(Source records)
──────────────────────────────

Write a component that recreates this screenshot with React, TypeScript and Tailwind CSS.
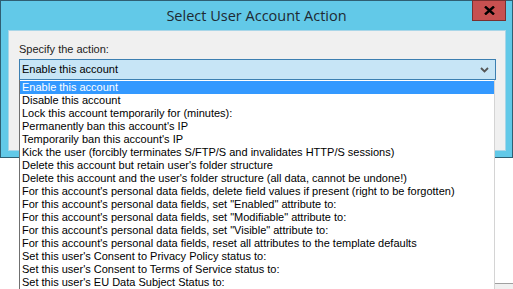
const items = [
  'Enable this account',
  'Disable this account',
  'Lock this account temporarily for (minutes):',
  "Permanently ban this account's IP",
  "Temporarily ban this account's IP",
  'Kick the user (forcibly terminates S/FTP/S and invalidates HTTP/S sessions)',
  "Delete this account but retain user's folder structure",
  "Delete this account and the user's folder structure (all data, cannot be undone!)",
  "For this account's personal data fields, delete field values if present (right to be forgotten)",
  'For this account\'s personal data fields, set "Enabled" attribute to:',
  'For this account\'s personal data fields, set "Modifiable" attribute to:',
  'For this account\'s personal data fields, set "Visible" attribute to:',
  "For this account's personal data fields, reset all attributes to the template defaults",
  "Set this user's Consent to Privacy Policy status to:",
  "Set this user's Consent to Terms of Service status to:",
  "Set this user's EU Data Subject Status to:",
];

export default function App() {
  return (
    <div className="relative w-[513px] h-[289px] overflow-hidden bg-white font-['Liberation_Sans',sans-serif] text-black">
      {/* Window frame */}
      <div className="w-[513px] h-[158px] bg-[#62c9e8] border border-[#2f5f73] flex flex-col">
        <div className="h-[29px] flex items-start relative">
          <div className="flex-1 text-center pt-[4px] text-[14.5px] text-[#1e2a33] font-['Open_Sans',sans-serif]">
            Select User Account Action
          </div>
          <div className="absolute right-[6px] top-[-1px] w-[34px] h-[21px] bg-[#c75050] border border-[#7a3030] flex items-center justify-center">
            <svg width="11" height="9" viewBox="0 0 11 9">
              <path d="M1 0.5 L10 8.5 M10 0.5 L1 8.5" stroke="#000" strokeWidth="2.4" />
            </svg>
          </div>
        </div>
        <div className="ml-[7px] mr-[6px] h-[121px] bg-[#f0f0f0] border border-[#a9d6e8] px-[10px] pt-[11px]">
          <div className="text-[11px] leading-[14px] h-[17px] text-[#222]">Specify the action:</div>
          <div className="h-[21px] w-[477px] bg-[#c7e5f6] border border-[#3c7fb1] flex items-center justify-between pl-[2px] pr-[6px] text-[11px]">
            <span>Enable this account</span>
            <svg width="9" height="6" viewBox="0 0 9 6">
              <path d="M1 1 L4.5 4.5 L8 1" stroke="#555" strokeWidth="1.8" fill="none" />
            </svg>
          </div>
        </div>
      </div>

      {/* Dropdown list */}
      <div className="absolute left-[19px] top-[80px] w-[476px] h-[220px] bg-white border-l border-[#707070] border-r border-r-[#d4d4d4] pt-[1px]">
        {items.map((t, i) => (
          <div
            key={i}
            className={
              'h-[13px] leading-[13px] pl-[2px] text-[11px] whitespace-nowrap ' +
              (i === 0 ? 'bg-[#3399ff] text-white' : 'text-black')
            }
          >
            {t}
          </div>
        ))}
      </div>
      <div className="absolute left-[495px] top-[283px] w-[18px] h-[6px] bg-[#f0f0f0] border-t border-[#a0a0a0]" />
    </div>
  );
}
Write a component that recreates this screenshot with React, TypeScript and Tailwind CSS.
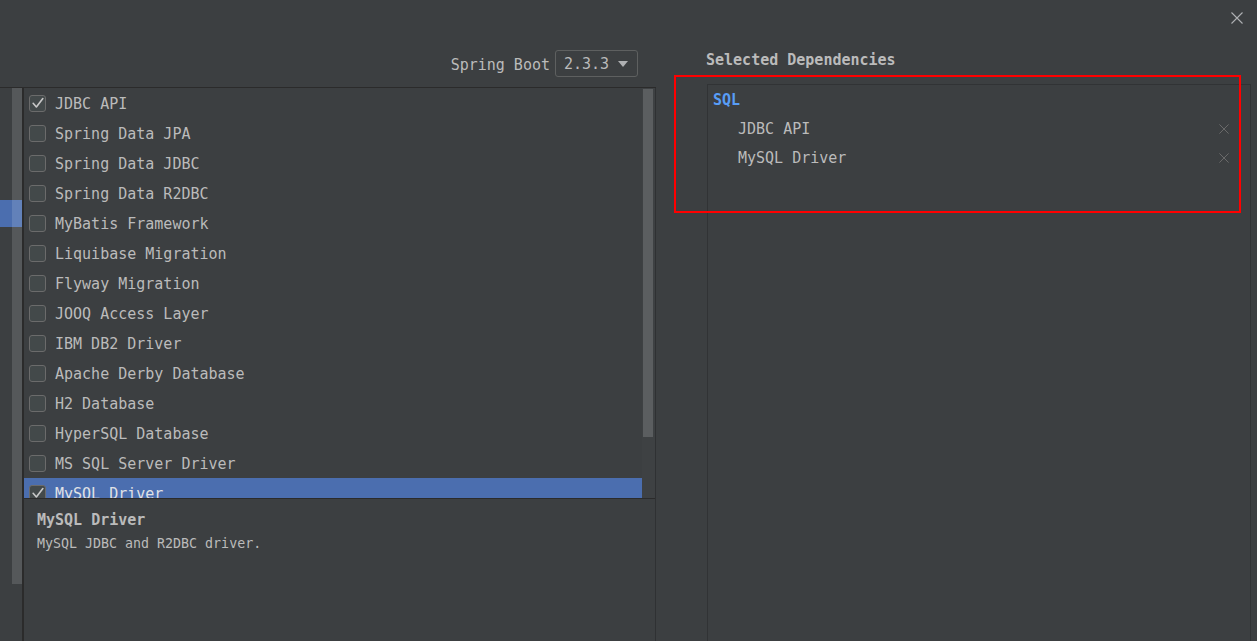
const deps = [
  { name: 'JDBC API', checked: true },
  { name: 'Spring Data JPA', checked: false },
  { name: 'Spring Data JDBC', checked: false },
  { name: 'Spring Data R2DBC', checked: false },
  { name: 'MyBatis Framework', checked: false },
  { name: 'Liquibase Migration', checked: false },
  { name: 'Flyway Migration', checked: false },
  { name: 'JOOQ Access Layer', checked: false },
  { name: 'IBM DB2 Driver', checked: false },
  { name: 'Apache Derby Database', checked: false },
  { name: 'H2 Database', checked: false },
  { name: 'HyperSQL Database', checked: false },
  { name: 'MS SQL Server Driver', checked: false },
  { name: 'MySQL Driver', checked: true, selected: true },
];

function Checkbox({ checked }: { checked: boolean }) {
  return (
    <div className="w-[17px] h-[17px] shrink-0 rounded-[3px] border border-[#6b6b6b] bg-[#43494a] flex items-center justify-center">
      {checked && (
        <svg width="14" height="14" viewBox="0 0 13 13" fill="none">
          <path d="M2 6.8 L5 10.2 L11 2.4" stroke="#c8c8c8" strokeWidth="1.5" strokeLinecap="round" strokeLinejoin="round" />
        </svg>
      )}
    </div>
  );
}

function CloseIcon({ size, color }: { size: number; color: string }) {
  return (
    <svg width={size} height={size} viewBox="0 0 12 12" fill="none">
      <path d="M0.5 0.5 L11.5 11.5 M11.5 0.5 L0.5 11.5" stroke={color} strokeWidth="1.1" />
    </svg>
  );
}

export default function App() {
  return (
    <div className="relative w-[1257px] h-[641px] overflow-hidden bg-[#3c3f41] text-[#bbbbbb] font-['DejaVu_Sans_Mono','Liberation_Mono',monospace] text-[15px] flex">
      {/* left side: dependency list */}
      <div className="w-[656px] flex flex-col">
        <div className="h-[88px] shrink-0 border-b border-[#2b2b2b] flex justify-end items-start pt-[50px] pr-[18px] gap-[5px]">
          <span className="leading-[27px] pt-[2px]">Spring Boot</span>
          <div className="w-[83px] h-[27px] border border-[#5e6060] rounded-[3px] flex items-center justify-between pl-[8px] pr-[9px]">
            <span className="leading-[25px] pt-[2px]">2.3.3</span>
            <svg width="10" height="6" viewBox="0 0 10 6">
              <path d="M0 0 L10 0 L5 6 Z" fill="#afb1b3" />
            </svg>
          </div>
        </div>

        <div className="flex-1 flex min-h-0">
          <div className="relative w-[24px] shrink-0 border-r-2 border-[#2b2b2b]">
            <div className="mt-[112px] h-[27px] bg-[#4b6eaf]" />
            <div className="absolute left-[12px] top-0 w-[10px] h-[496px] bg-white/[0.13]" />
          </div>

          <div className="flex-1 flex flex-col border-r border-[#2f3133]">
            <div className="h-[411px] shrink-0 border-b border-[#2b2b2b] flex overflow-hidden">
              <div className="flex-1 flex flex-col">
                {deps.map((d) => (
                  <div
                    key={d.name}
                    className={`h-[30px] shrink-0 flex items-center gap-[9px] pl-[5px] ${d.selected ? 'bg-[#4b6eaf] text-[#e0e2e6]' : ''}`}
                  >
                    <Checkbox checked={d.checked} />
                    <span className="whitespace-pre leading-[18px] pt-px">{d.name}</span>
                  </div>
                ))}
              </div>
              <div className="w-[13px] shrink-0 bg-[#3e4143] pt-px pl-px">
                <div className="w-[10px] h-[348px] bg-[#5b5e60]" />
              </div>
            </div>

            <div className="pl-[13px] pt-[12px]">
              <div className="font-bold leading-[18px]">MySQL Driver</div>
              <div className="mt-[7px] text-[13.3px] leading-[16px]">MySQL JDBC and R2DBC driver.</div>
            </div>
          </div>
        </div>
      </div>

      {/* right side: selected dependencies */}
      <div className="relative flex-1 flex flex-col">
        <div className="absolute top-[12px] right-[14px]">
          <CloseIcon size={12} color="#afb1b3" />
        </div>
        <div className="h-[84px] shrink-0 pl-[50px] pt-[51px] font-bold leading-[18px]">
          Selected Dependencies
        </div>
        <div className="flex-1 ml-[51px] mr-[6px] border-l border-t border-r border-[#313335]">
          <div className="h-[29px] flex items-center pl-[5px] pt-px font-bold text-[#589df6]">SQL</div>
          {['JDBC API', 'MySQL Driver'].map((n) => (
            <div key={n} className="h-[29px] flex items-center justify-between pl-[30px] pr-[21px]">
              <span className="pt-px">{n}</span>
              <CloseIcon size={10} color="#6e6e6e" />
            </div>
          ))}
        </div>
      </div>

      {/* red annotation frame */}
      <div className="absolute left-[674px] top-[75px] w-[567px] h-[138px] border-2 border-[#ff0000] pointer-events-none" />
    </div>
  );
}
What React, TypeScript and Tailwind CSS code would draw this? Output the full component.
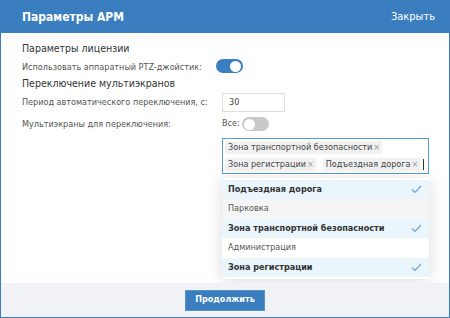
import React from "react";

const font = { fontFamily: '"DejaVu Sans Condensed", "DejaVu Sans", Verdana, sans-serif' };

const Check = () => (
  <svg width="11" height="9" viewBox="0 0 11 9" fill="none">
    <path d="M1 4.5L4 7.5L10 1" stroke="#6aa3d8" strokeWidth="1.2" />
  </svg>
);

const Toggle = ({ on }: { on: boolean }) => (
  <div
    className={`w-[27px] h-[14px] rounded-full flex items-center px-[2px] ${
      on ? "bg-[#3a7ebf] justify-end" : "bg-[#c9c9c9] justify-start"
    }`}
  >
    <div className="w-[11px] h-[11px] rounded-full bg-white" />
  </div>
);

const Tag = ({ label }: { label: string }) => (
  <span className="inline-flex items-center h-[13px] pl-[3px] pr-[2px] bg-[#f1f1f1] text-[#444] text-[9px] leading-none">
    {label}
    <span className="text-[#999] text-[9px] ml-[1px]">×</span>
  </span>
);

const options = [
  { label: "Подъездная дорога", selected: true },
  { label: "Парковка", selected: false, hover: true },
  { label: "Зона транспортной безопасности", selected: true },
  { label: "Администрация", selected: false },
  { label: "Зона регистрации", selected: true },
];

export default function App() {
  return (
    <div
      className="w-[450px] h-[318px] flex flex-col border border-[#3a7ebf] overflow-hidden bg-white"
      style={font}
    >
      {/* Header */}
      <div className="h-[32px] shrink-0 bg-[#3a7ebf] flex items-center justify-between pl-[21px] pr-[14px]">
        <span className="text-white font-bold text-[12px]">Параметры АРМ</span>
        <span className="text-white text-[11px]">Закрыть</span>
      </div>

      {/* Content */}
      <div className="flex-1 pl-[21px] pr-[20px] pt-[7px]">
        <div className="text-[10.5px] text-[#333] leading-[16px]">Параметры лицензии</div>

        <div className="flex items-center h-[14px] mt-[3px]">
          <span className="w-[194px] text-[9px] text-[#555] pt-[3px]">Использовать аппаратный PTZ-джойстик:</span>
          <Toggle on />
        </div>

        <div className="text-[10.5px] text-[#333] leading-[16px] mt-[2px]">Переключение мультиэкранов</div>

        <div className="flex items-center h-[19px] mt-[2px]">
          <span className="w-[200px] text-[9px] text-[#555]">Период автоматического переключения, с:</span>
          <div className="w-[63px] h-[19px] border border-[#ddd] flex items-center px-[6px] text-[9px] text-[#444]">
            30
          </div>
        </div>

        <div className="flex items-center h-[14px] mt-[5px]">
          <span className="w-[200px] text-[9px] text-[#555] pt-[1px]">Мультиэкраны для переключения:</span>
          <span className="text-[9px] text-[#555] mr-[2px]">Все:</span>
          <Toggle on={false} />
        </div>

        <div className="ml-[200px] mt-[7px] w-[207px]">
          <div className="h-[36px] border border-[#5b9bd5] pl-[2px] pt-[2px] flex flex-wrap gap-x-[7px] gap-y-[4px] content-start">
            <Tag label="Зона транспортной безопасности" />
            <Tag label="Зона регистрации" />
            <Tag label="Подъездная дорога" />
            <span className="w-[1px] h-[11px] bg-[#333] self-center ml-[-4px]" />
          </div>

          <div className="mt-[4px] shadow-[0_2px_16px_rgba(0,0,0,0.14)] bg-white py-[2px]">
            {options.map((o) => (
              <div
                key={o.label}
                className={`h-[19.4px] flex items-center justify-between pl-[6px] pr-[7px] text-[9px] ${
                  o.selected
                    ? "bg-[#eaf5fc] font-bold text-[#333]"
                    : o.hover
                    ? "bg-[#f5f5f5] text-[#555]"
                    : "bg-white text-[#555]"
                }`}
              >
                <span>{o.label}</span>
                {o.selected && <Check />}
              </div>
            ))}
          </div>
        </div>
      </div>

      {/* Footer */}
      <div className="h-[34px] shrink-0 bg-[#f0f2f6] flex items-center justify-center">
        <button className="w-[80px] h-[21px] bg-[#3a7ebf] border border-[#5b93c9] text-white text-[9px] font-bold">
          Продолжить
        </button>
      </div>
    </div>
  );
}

──────────────────────────────

**Do this**
Pick out every line above that contains the word "React" and copy it.

**Output**
Write a component that recreates this screenshot with React, TypeScript and Tailwind CSS.
Write a component that recreates this screenshot with React, TypeScript and Tailwind CSS.
What React, TypeScript and Tailwind CSS code would draw this? Output the full component.
import React from "react";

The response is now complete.